--- START DATASET SECTION ---
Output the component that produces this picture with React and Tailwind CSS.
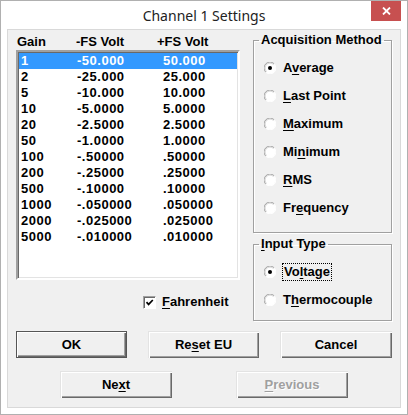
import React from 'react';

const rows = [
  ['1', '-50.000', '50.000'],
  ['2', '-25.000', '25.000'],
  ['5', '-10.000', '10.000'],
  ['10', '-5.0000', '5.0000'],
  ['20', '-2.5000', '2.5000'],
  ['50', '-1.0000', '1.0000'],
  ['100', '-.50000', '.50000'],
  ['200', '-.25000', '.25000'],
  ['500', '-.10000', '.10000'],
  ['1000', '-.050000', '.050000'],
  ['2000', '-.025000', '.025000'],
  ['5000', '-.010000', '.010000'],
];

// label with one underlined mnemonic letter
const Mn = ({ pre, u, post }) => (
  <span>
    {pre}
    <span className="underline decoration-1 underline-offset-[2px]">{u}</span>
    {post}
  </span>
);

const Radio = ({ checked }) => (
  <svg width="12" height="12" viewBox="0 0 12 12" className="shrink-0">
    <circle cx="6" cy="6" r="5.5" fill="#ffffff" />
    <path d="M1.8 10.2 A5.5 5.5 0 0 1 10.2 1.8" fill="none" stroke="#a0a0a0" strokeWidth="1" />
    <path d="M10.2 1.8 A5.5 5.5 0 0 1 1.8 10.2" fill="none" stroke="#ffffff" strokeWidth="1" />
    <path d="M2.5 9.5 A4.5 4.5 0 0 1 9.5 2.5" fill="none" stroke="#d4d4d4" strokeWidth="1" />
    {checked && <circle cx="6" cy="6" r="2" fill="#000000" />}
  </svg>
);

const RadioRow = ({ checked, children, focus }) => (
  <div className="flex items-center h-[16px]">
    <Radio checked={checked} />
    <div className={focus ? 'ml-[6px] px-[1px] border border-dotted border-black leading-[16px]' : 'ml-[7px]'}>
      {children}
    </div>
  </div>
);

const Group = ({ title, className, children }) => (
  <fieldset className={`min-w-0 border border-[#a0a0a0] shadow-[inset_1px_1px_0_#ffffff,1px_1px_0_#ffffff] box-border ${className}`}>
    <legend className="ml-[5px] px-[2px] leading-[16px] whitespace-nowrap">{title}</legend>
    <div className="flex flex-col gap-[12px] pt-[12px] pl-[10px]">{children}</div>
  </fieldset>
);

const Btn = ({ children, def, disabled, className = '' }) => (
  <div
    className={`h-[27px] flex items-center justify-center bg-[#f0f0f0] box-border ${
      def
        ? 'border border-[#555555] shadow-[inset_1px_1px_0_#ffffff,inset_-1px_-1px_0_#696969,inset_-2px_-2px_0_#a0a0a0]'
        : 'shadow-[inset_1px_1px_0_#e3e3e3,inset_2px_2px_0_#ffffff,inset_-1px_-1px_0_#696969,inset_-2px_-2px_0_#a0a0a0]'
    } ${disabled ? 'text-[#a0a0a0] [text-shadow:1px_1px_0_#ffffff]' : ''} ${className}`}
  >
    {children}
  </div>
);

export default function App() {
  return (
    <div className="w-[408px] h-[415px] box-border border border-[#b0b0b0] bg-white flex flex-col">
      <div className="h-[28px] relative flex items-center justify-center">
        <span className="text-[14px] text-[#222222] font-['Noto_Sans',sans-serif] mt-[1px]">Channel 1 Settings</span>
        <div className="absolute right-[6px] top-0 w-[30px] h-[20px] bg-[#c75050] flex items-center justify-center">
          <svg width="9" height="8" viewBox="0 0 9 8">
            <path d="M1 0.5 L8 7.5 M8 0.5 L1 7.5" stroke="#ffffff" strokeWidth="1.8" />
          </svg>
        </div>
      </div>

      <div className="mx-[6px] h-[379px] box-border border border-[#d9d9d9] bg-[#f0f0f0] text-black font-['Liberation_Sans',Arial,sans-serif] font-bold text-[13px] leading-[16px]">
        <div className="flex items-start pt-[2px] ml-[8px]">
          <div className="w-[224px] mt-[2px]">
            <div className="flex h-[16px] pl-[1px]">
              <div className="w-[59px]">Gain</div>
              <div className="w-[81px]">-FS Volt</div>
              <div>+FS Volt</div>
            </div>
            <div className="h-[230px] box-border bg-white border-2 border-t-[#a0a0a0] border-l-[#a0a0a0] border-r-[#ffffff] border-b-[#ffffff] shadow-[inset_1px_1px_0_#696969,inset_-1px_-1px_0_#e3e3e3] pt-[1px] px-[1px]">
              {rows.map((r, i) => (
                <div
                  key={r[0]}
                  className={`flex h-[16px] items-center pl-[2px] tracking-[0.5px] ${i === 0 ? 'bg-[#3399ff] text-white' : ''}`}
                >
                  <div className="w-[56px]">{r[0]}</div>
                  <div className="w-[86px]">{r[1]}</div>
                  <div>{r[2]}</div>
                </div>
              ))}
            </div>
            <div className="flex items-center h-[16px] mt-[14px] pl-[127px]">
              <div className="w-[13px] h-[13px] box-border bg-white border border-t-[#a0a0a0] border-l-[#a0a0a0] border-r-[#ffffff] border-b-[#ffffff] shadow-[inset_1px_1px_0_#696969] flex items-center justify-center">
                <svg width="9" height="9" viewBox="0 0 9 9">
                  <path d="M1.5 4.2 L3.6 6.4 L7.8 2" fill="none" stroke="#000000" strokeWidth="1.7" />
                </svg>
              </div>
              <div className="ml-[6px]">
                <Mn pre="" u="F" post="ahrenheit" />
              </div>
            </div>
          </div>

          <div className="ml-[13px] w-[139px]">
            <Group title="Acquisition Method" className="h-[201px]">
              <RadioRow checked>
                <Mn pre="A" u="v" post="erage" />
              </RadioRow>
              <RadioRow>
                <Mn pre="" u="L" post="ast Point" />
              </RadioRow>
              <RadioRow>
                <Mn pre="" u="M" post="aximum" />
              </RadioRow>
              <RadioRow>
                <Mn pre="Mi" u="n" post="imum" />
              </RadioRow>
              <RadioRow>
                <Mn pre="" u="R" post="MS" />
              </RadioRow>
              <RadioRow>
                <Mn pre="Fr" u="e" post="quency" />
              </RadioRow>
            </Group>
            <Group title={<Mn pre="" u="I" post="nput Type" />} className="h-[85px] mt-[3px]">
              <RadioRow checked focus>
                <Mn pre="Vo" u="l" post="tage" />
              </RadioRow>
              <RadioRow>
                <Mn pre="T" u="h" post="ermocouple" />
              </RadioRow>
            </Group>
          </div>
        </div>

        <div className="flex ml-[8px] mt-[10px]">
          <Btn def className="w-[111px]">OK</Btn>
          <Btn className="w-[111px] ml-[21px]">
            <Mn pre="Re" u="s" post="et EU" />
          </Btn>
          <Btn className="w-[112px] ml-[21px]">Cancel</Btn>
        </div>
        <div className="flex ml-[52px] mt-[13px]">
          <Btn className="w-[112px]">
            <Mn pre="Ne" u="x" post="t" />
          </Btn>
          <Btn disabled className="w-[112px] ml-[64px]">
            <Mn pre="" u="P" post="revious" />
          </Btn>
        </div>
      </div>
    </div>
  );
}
--- END DATASET SECTION ---
**WORK TO BE COMPLETED:** Repeat the lines above, starting at the first and stopping after the line that holds "import React from 'react';", with the pictures left out.

**ANSWER FOR THE TASK:**
Output the component that produces this picture with React and Tailwind CSS.
import React from 'react';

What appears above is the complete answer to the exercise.